Por Vanessa Scuro
O art. 1.829 do Código Civil de 2002 dispõe que “a sucessão legítima defere-se na ordem seguinte: I- aos descendentes, em concorrência com o cônjuge sobrevivente, salvo se casado este com o falecido no regime da comunhão universal, ou no da separação obrigatória de bens (art. 1.640, parágrafo único); ou se, no regime da comunhão parcial, o autor da herança não houver deixado bens particulares; II- aos ascendentes, em concorrência com o cônjuge; III- ao cônjuge sobrevivente; IV- aos colaterais”.
Vê-se, assim, que, quando em concorrência com os descendentes, o cônjuge nada herdará apenas se o regime de bens vigente no casamento for o da comunhão universal de bens [em que o cônjuge já tem a metade (meação) dos bens] e no regime da separação obrigatória de bens (aquele obrigatório nas hipóteses enumeradas pelo Código Civil, dentre elas o casamento de maiores de 70 anos).
E se a concorrência se der apenas com os ascendentes, o cônjuge participa da herança do pré-morto, qualquer que seja o regime de bens, concorrendo com os pais do falecido por cabeça.
Mas, se o falecido não deixar nem descendentes, nem ascendentes, a herança legítima caberá integralmente ao cônjuge, independentemente do regime de bens que vigia no casamento. É o que dispõe o art. 1.838 do Código Civil), senão vejamos:
“Art. 1.838. Em falta de descendentes e ascendentes, será deferida a sucessão por inteiro ao cônjuge sobrevivente.”
Nesse sentido, o ex-ministro do STF Cezar Peluso explica que “o cônjuge sobrevivente, figurando em terceiro lugar na ordem preferencial da vocação hereditária, recebe a integralidade da herança se não houver descendentes e ascendentes. Não importa qual seja o regime de bens. Ainda que casado, por exemplo, pela separação total de bens, convencional ou legal, recebe toda a herança”[1].
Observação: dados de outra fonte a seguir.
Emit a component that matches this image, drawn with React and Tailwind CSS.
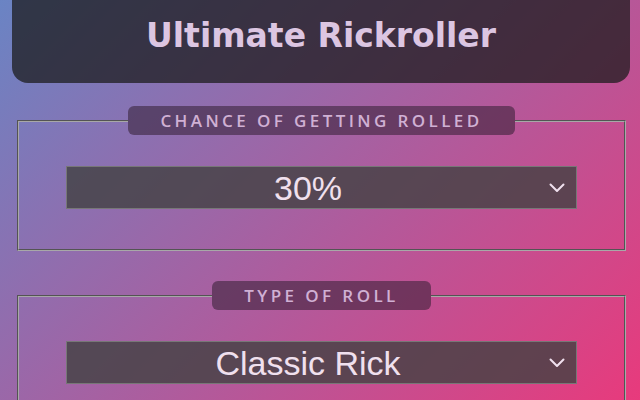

Assim, os colaterais (irmãos e na falta deles os sobrinhos, por direito de representação) só herdarão se o falecido não deixar descendentes, nem ascendentes e nem cônjuge.
E pior: diferentemente dos descendentes, dos ascendentes e dos cônjuges[2], como os colaterais não constam do rol dos herdeiros necessários estabelecido pelo art. 1.845[3] do Código Civil, eles podem ser afastados da herança por via testamentária, pois o art. 1.846[4] combinado com o art. 1.789[5] do Código Civil, estabelece que apenas se houver herdeiros necessários é que a herança legítima deve ser respeitada.
Ou seja, se uma pessoa não tiver filhos, pais ou cônjuge ela não é obrigada a deixar herança aos irmãos, podendo, por testamento dispor da integralidade de seus bens em favor de terceiros. Os colaterais estão, assim, no final da fila da herança e ainda sujeitos a nem conseguir entrar nela.
Vanessa Scuro é advogada especialista em Direito de Família e das Sucessões, pós-graduada em Direito Notarial e Registrário Imobiliário, e sócia do Dias Carneiro Advogados, em São Paulo.
[1] Código Civil Comentado: Doutrina e Jurisprudência, 9ª Ed. São Paulo: Editora Manole, 2015. Pág. 2.119.
[2] Há controvérsia se os companheiros são herdeiros necessários, ainda que esteja equiparada a ordem sucessória a dos cônjuges.
[3] “Art. 1.845. São herdeiros necessários os descendentes, os ascendentes e o cônjuge.”
[4] “Art. 1.846. Pertence aos herdeiros necessários, de pleno direito, a metade dos bens da herança, constituindo a legítima.”
[5] “Art. 1789. Havendo herdeiros necessários, o testador só poderá dispor da metade da herança.”